— start —

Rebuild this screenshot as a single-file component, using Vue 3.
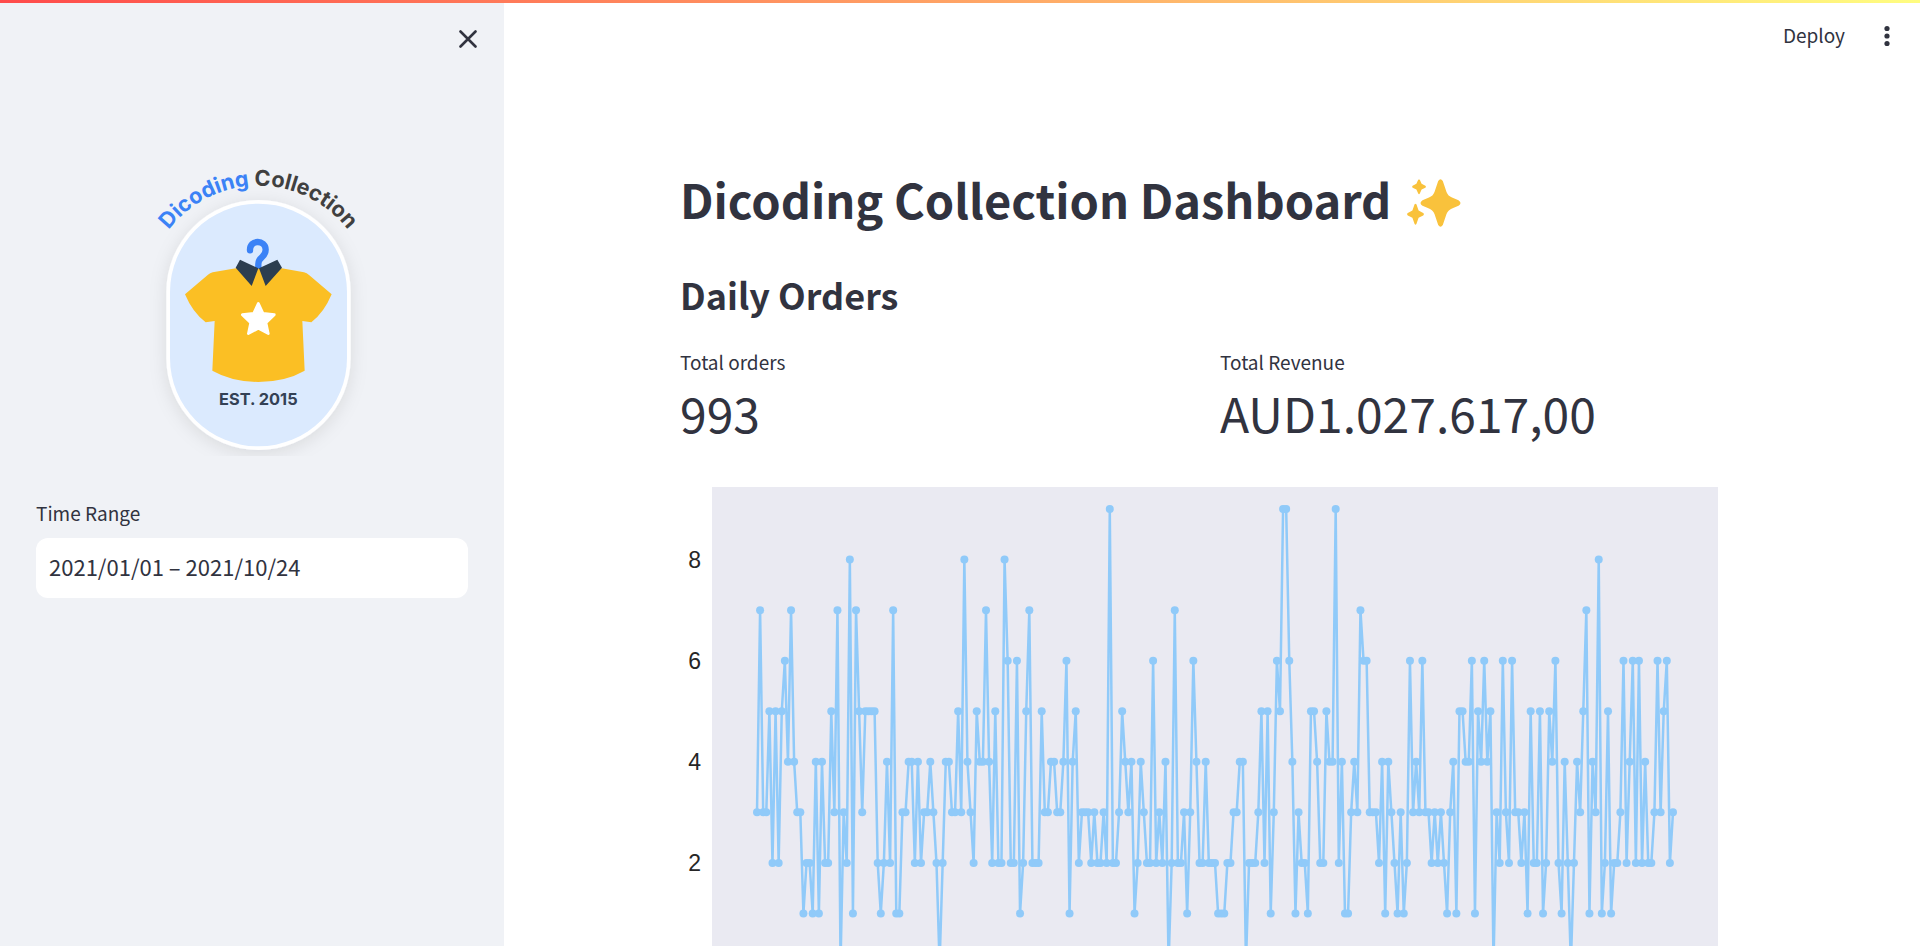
<script setup>
import { ref } from 'vue'

const range = ref('2021/01/01 – 2021/10/24')

// Orders per day, 1 January to 24 October
const orders = [
  3, 7, 3, 3, 5, 2, 5, 2, 5, 6, 4, 7, 4, 3, 3, 1, 2, 2, 1, 4,
  1, 4, 2, 2, 5, 3, 7, 0, 3, 2, 8, 1, 7, 5, 3, 5, 5, 5, 5, 2,
  1, 2, 4, 2, 7, 1, 1, 3, 3, 4, 4, 2, 4, 2, 3, 3, 4, 3, 2, 0,
  2, 4, 4, 3, 3, 5, 3, 8, 4, 3, 2, 5, 4, 4, 7, 4, 2, 5, 2, 2,
  8, 6, 2, 2, 6, 1, 2, 5, 7, 2, 2, 2, 5, 3, 3, 4, 4, 3, 3, 4,
  6, 1, 4, 5, 2, 3, 3, 3, 2, 3, 2, 2, 3, 2, 9, 2, 2, 3, 5, 4,
  3, 4, 1, 2, 4, 3, 2, 2, 6, 2, 3, 2, 4, 0, 2, 7, 2, 2, 3, 1,
  3, 6, 4, 2, 2, 4, 2, 2, 2, 1, 1, 1, 2, 2, 3, 3, 4, 4, 0, 2,
  2, 2, 3, 5, 2, 5, 1, 3, 6, 5, 9, 9, 6, 4, 1, 3, 2, 2, 1, 5,
  5, 4, 2, 2, 5, 4, 4, 9, 2, 4, 1, 1, 3, 4, 3, 7, 6, 6, 3, 3,
  3, 2, 4, 1, 4, 3, 2, 1, 3, 1, 2, 6, 3, 4, 3, 6, 3, 3, 2, 3,
  2, 3, 2, 1, 3, 4, 1, 5, 5, 4, 4, 6, 1, 5, 4, 6, 4, 5, 0, 3,
  2, 6, 3, 2, 6, 3, 3, 2, 3, 1, 5, 2, 2, 5, 1, 2, 5, 4, 6, 2,
  1, 4, 2, 0, 2, 4, 3, 5, 7, 1, 4, 3, 8, 1, 2, 5, 1, 2, 2, 3,
  6, 2, 4, 6, 2, 6, 2, 4, 2, 2, 3, 6, 3, 5, 6, 2, 3,
]

const first = 77
const span = 916
const zeroY = 477
const unit = 50.55
const yOf = (value) => zeroY - value * unit
const points = orders.map((value, day) => ({
  x: first + (day * span) / (orders.length - 1),
  y: yOf(value),
}))
const line = points.map((p) => `${p.x.toFixed(2)},${p.y.toFixed(2)}`).join(' ')
const ticks = [8, 6, 4, 2]
</script>

<template>
  <div class="app">
    <div class="decoration"></div>
    <aside class="sidebar">
      <div class="sidebar-head">
        <button class="icon-button" type="button" aria-label="Close sidebar">
          <svg width="18" height="18" viewBox="0 0 18 18" aria-hidden="true">
            <path d="M1.5 1.5 16.5 16.5M16.5 1.5 1.5 16.5" fill="none" stroke="#31333f" stroke-width="2.6" stroke-linecap="round" />
          </svg>
        </button>
      </div>
      <svg class="logo" viewBox="-312 0 1296 960" role="img" aria-label="Dicoding Collection, est. 2015">
        <defs>
          <path id="logo-arc" d="M17 445A338 338 0 0 1 693 445" />
          <filter id="logo-shadow" filterUnits="userSpaceOnUse" x="-40" y="60" width="800" height="857">
            <feDropShadow dx="0" dy="10" stdDeviation="26" flood-color="#000" flood-opacity="0.1" />
          </filter>
        </defs>
        <rect x="79" y="150" width="553" height="750" rx="276" fill="#fff" filter="url(#logo-shadow)" />
        <rect x="90" y="161" width="531" height="728" rx="265" fill="#dbeafe" />
        <text class="logo-name" text-anchor="middle">
          <textPath href="#logo-arc" startOffset="50%"><tspan fill="#3b82f6">Dicoding</tspan><tspan fill="#404040"> Collection</tspan></textPath>
        </text>
        <path d="M330 301C328 268 377 268 377 299C377 325 355 318 355 342V356" fill="none" stroke="#3b82f6" stroke-width="19" stroke-linecap="round" />
        <path d="M288 355 218 367Q210 369 204 374L135 433Q158 488 197 517L224 513 217 662Q275 695 355 696Q437 695 494 662L487 513 514 517Q552 488 575 433L508 376Q500 369 492 367L425 355 357 356Z" fill="#fbbf24" />
        <path d="M300 329 355 355 335 408 287 353ZM412 329 426 353 377 408 357 355Z" fill="#2c3e50" />
        <path d="M355 460 369 490 403 494 378 518 385 551 355 535 325 551 332 518 307 494 341 490Z" fill="#fff" stroke="#fff" stroke-width="8" stroke-linejoin="round" />
        <text class="logo-year" x="355" y="765" text-anchor="middle">EST. 2015</text>
      </svg>
      <div class="field">
        <label for="time-range">Time Range</label>
        <input id="time-range" v-model="range" type="text" />
      </div>
    </aside>

    <div class="view">
      <header class="toolbar">
        <button class="deploy" type="button">Deploy</button>
        <button class="icon-button" type="button" aria-label="Main menu">
          <svg width="24" height="24" viewBox="0 0 24 24" fill="#31333f" aria-hidden="true">
            <circle cx="12" cy="4.5" r="2.6" />
            <circle cx="12" cy="12" r="2.6" />
            <circle cx="12" cy="19.5" r="2.6" />
          </svg>
        </button>
      </header>
      <main class="content">
        <h1>
          Dicoding Collection Dashboard
          <svg width="54" height="56" viewBox="0 -8 54 56" fill="#f9c23c" role="img" aria-label="sparkles">
            <path d="M31.2 2.1Q33.5-1.4 35.8 2.1L39.5 13Q41 17 45 18.5L51.5 21.2Q55.5 24 51.5 26.8L45 29.5Q41 31 39.5 35L35.8 45.9Q33.5 49.4 31.2 45.9L27.5 35Q26 31 22 29.5L15.5 26.8Q11.5 24 15.5 21.2L22 18.5Q26 17 27.5 13Z" />
            <path d="M11.2.8Q12 0 12.8.8L14.6 4.7 18.4 6.8Q19.6 7.8 18.4 8.8L14.6 10.5 12.8 14.5Q12 15.8 11.2 14.5L9.4 10.5 5.6 8.8Q4.6 7.8 5.6 6.8L9.4 4.7Z" />
            <path d="M7.6 25.3Q8.5 24 9.4 25.3L11.6 31.5 16.2 34Q17.6 35.2 16.2 36.4L11.6 38.8 9.4 45Q8.5 46.4 7.6 45L5.4 38.8.8 36.4Q-.6 35.2.8 34L5.4 31.5Z" />
          </svg>
        </h1>
        <h2>Daily Orders</h2>
        <div class="metrics">
          <div class="metric">
            <div class="metric-label">Total orders</div>
            <div class="metric-value">993</div>
          </div>
          <div class="metric">
            <div class="metric-label">Total Revenue</div>
            <div class="metric-value">AUD1.027.617,00</div>
          </div>
        </div>
        <svg class="chart" viewBox="0 0 1056 540" role="img" aria-label="Daily orders line chart">
          <rect x="32" y="0" width="1006" height="500" fill="#eaeaf2" />
          <text v-for="tick in ticks" :key="tick" class="tick" x="21" :y="yOf(tick) + 8" text-anchor="end">{{ tick }}</text>
          <polyline :points="line" fill="none" stroke="#90caf9" stroke-width="2.5" stroke-linejoin="round" />
          <circle v-for="(p, day) in points" :key="day" :cx="p.x" :cy="p.y" r="4" fill="#90caf9" />
        </svg>
      </main>
    </div>
  </div>
</template>

<style>
body {
  margin: 0;
  overflow: hidden;
}
</style>

<style scoped>
.app {
  position: relative;
  display: flex;
  height: 100vh;
  overflow: hidden;
  background: #fff;
  color: #31333f;
  font-family: "Noto Sans CJK SC", "Noto Sans", sans-serif;
}
.decoration {
  position: absolute;
  inset: 0 0 auto;
  height: 3px;
  background: linear-gradient(90deg, #ff4b4b, #fffd80);
}
.sidebar {
  box-sizing: border-box;
  flex: 0 0 504px;
  padding: 0 36px;
  background: #f0f2f6;
}
.sidebar-head {
  display: flex;
  justify-content: flex-end;
  height: 150px;
  margin-right: -12px;
  padding-top: 27px;
  box-sizing: border-box;
}
button {
  border: 0;
  padding: 0;
  background: none;
  color: inherit;
  font: inherit;
  cursor: pointer;
}
.icon-button {
  display: flex;
  align-items: center;
  justify-content: center;
  width: 24px;
  height: 24px;
}
.logo {
  display: block;
  width: 100%;
}
.logo-name {
  font: 700 65px Inter, sans-serif;
}
.logo-year {
  font: 700 49px Inter, sans-serif;
  fill: #334155;
}
.field {
  display: flex;
  flex-direction: column;
  gap: 10px;
  padding-top: 28px;
}
.field label {
  font-size: 19px;
  line-height: 30px;
}
.field input {
  box-sizing: border-box;
  width: 100%;
  height: 60px;
  padding: 0 13px 4px;
  border: 0;
  border-radius: 12px;
  background: #fff;
  color: inherit;
  font: inherit;
  font-size: 22px;
}
.view {
  flex: 1;
  min-width: 0;
}
.toolbar {
  display: flex;
  align-items: center;
  justify-content: flex-end;
  gap: 30px;
  height: 72px;
  padding-right: 21px;
}
.deploy {
  padding-bottom: 2px;
  font-size: 19px;
  line-height: 30px;
}
.content {
  max-width: 1056px;
  margin: 0 auto;
  padding: 95px 8px 0 0;
}
h1,
h2 {
  margin: 0;
  font-weight: 600;
}
h1 {
  display: flex;
  align-items: center;
  gap: 16px;
  font-size: 47px;
  line-height: 64px;
}
h2 {
  margin-top: 38px;
  font-size: 36px;
  line-height: 50px;
}
.metrics {
  display: grid;
  grid-template-columns: 1fr 1fr;
  gap: 24px;
  margin-top: 28px;
}
.metric-label {
  font-size: 19px;
  line-height: 30px;
}
.metric-value {
  font-size: 48px;
  line-height: 70px;
}
.chart {
  display: block;
  width: 100%;
  margin-top: 40px;
}
.tick {
  font: 23px "Liberation Sans", Arial, sans-serif;
  fill: #262626;
}
</style>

— end —

■ PROBLEM TO SOLVE
Write out each line of the listing above, exactly, from its first line to the line holding "const range = ref('2021/01/01 – 2021/10/24')", inclusive. Skip the pictures.

■ WRITTEN RESPONSE
Rebuild this screenshot as a single-file component, using Vue 3.
<script setup>
import { ref } from 'vue'

const range = ref('2021/01/01 – 2021/10/24')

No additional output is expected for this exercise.